Daha dün gibi. Memleketin yüreği yandı, yanmaya devam ediyor. Uzmanların dediği gibi yerküre kalp krizi geçirdi. Üst üste iki büyük deprem Maraş ve yakın çevresini adeta yerle bir etti.

Üst üste iki büyük deprem Maraş ve yakın çevresini adeta yerle bir etti. İnsanımızın yüreği cayır cayır yandı.

Kurtarma ekipleri bir can daha kurtarabilmek için elinden geleni yaptı. Ancak ne yazık ki deprem öncesi ve sonrası depreme hiç hazırlıklı olmadığımız ortaya çıktı. Arama kurtarma ekiplerinin bütün riskleri göze alarak yaptıkları çalışmaları bir can daha çıkarmanın sevincini yaşamayı, yüreklere serpilen suyu, umudu görebilmeyi umduk millet olarak.

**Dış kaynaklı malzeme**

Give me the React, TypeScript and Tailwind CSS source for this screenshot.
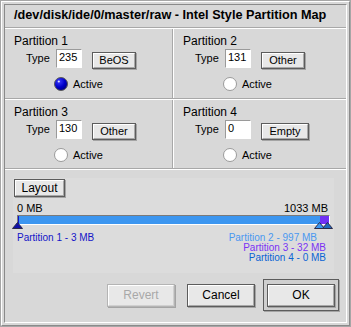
import type { ReactNode } from 'react';

function BeButton({
  children,
  className = '',
  disabled = false,
}: {
  children: ReactNode;
  className?: string;
  disabled?: boolean;
}) {
  return (
    <div
      className={`flex shrink-0 border ${
        disabled ? 'border-[#b4b4b4]' : 'border-[#5c5c5c]'
      } shadow-[1px_1px_0_#a4a4a4] ${className}`}
    >
      <div
        className={`flex flex-1 items-center justify-center border-t border-l border-t-white border-l-white border-b border-r ${
          disabled ? 'border-b-[#d0d0d0] border-r-[#d0d0d0] text-[#a8a8a8]' : 'border-b-[#a8a8a8] border-r-[#a8a8a8] text-black'
        } bg-[#e8e8e8] leading-none`}
      >
        {children}
      </div>
    </div>
  );
}

function Radio({ on }: { on: boolean }) {
  return (
    <svg width="14" height="14" viewBox="0 0 14 14" className="shrink-0">
      <defs>
        <radialGradient id="rb" cx="0.35" cy="0.3" r="0.75">
          <stop offset="0" stopColor="#3a3aff" />
          <stop offset="0.6" stopColor="#0000c8" />
          <stop offset="1" stopColor="#000080" />
        </radialGradient>
      </defs>
      {on ? (
        <>
          <circle cx="7" cy="7" r="6.5" fill="url(#rb)" stroke="#5a5a5a" strokeWidth="1" />
          <circle cx="4.8" cy="4.5" r="1.1" fill="#e0e0ff" />
        </>
      ) : (
        <circle cx="7" cy="7" r="6.5" fill="#ffffff" stroke="#9a9a9a" strokeWidth="1" />
      )}
    </svg>
  );
}

function Cell({
  n,
  type,
  label,
  btnClass,
  active,
  border,
}: {
  n: number;
  type: string;
  label: string;
  btnClass: string;
  active: boolean;
  border: string;
}) {
  return (
    <div className={`flex flex-col ${border}`}>
      <div className="pl-[9px] pt-[5px] text-[12px] leading-[14px]">Partition {n}</div>
      <div className="mt-[1px] flex items-start pl-[21px]">
        <span className="w-[30px] pt-[3px] text-[11px] leading-[13px]">Type</span>
        <div className="h-[19px] w-[26px] border-t border-l border-t-[#9a9a9a] border-l-[#9a9a9a] border-b border-r border-b-white border-r-white bg-white pl-[2px] pt-[1px] text-[11px] leading-[12px]">
          {type}
        </div>
        <BeButton className={`ml-[10px] mt-[3px] h-[17px] text-[11px] ${btnClass}`}>{label}</BeButton>
      </div>
      <div className="mt-[8px] flex items-center gap-[5px] pl-[49px]">
        <Radio on={active} />
        <span className="text-[11px] leading-[14px]">Active</span>
      </div>
    </div>
  );
}

function Tri({ fill, className }: { fill: string; className: string }) {
  return (
    <svg width="11" height="7" viewBox="0 0 11 7" className={`absolute ${className}`}>
      <polygon points="0.5,6.5 5.5,0.5 10.5,6.5" fill={fill} stroke="#2a2a4a" strokeWidth="1" />
    </svg>
  );
}

export default function App() {
  return (
    <div className="h-[327px] w-[351px] border border-[#a6a6a6] bg-[#d8d8d8] font-['Liberation_Sans',Arial,sans-serif] text-black">
      <div className="h-full w-full border border-t-white border-l-white border-b-[#8a8a8a] border-r-[#8a8a8a] p-[2px]">
        <div className="flex h-full w-full flex-col border border-t-[#8a8a8a] border-l-[#8a8a8a] border-b-white border-r-white">
          <div className="flex h-[23px] items-center border-b border-b-[#a8a8a8] pl-[9px] text-[12.7px] font-bold">
            /dev/disk/ide/0/master/raw - Intel Style Partition Map
          </div>
          <div className="h-px bg-white" />

          <div className="grid h-[69px] grid-cols-[168px_1fr]">
            <Cell n={1} type="235" label="BeOS" btnClass="w-[44px]" active border="border-r border-r-[#a8a8a8]" />
            <Cell n={2} type="131" label="Other" btnClass="w-[44px]" active={false} border="border-l border-l-white" />
          </div>
          <div className="h-px bg-[#a8a8a8]" />
          <div className="h-px bg-white" />
          <div className="grid h-[68px] grid-cols-[168px_1fr]">
            <Cell n={3} type="130" label="Other" btnClass="w-[44px]" active={false} border="border-r border-r-[#a8a8a8]" />
            <Cell n={4} type="0" label="Empty" btnClass="w-[48px]" active={false} border="border-l border-l-white" />
          </div>
          <div className="h-px bg-[#a8a8a8]" />
          <div className="h-px bg-white" />

          <div className="ml-[8px] mt-[8px] flex h-[95px] w-[321px] flex-col bg-[#dcdcdc]">
            <BeButton className="ml-[1px] mt-[1px] h-[18px] w-[51px] text-[12px]">Layout</BeButton>
            <div className="mt-[5px] flex justify-between pl-[4px] pr-[6px] text-[11px] leading-[12px]">
              <span>0 MB</span>
              <span>1033 MB</span>
            </div>
            <div className="relative ml-[4px] mt-[1px] h-[10px] w-[313px]">
              <div className="flex h-full w-full border-t border-l border-t-[#7a7a7a] border-l-[#7a7a7a] border-b border-r border-b-white border-r-white">
                <div className="h-full w-[1px] bg-[#1010c8]" />
                <div className="h-full w-[301px] bg-[#3c96f0]" />
                <div className="h-full w-[9px] bg-[#7030f4]" />
              </div>
              <Tri fill="#1010a8" className="left-[-5px] top-[7px]" />
              <Tri fill="#3c96f0" className="left-[297px] top-[7px]" />
              <Tri fill="#2068c0" className="left-[305px] top-[7px]" />
            </div>
            <div className="mt-[8px] flex justify-between pl-[4px] pr-[17px] text-[10px] leading-[10px]">
              <span className="text-[#1414c8]">Partition 1 - 3 MB</span>
              <span className="text-[#4a98f0]">Partition 2 - 997 MB</span>
            </div>
            <div className="self-end pr-[8px] text-[10px] leading-[10px] text-[#7a32f4]">Partition 3 - 32 MB</div>
            <div className="self-end pr-[8px] text-[10px] leading-[10px] text-[#0a64d4]">Partition 4 - 0 MB</div>
          </div>

          <div className="mt-[6px] flex items-center justify-end pr-[7px]">
            <BeButton disabled className="h-[23px] w-[68px] text-[12px]">Revert</BeButton>
            <BeButton className="ml-[12px] h-[23px] w-[68px] text-[12px]">Cancel</BeButton>
            <div className="ml-[8px] flex h-[32px] w-[76px] items-center justify-center border border-[#5c5c5c] bg-[#cfcfcf] shadow-[1px_1px_0_#a4a4a4]">
              <BeButton className="h-[23px] w-[68px] text-[12px]">OK</BeButton>
            </div>
          </div>
        </div>
      </div>
    </div>
  );
}
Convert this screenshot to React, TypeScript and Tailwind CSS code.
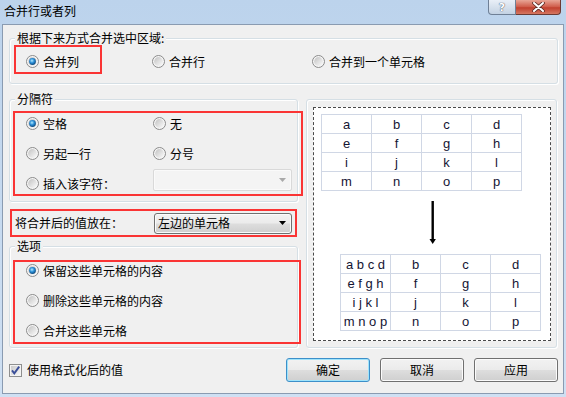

Seksen ülkenin arama kurtarma ekipleri ellerindeki son teknoloji cihazlarla kurtarma çalışmalarına önemli katkılar yaptılar. Can havliyle, gece demeden gündüz demeden yaptıkları çalışmaları izledik hep.

İnsanımız göçük altında kalan yakınlarına bir an önce ulaşabilmek için çok gayret sarfetti. İlk günlerde kendi imkanlarıyla, balyozla yıkıkların içine girdi. Kontrolsüz de olsa, canlara ulaşmaya çalıştı.

Kamu organizasyonunda geç kalınmıştı. Kurtarılabilecek canları zaman kaybından kaybettiğimizi, mucizelere kalan umutları unutmamakta yarar var.

Kırsal kesimdeki kayıplarla ilgili envanter çıkaramadı koca devlet. Şehir merkezlerindeki yıkıkların üstesinden gelmeye çalışırken köylere ulaşmakta ağır kaldı. Şehirlerdeki kadar olmamakla birlikte köylerde de yıkık ev sayısı az değildi. Bölge köylerinde iki buçuk milyondan fazla kardeşimiz yaşıyor. 270 bin çiftçi ailemiz var. 35 milyon dekarın üzerinde arazi işliyor. İki milyonun üzerinde büyükbaş ve on milyona yakın küçükbaş hayvan varlığıyla memleketi doyurmak için varını yoğunu ortaya koyuyor.

İnsanın yüreği yanarken, depremin karanlık yüzüyle mücadele etmek zorunda kalması, yürekleri kat be kat kanatıyor.

Depremde insanlar bir can daha kurtarabilmek, bir ses, bir nefes duyabilmek için elinden geleni yaparken, güvenliği atlatan insan sayısı da az değildi ne yazık ki. Yüzümüzü kızartan hırsızlıklara da şahit olduk ne yazık ki. Öteden beri mülteci sorunu yaşayan memlekette, nüfus kâğıdı olmayan, kim olduğu belirsiz insanların çoğunluğu ne yazık ki deprem bölgesinde kendini gösterdi.

Bütün millet olarak depremden zarar gören kardeşlerimiz için elimizden geleni yapmaya çalışırken, sahte hesaplarla deprem yardımı toplamaya çalışan sahtekârlar da az değildi. Tespit edilen sahte hesap sayısı beş yüzleri bulmuştu.

Depremin ilk günlerinde hasarlı binalarda en fazla şikâyet edilen konu hırsızlıktı. Her ne kadar yetkililer kaos oluşmasın diye, yok öyle bir şey dedilerse de çok sayıda hırsız yakalandı. Güvenlik zafiyetini fırsat bilen kimliksizler adeta evleri talan etmeye kalkıştı.

Yitirdiğimiz canların kaydını, değerli eşyalarının kaydını tutamadık. Elbette canları geri getirmek mümkün değildi. Candan daha kıymetlisi yoktu. Ancak kalanların da hatıralarına sahip çıkılması devletin bilgisi dahilinde ve kontrolünde olmalıydı. Hala kayıplarını arayanlar var ne yazık ki.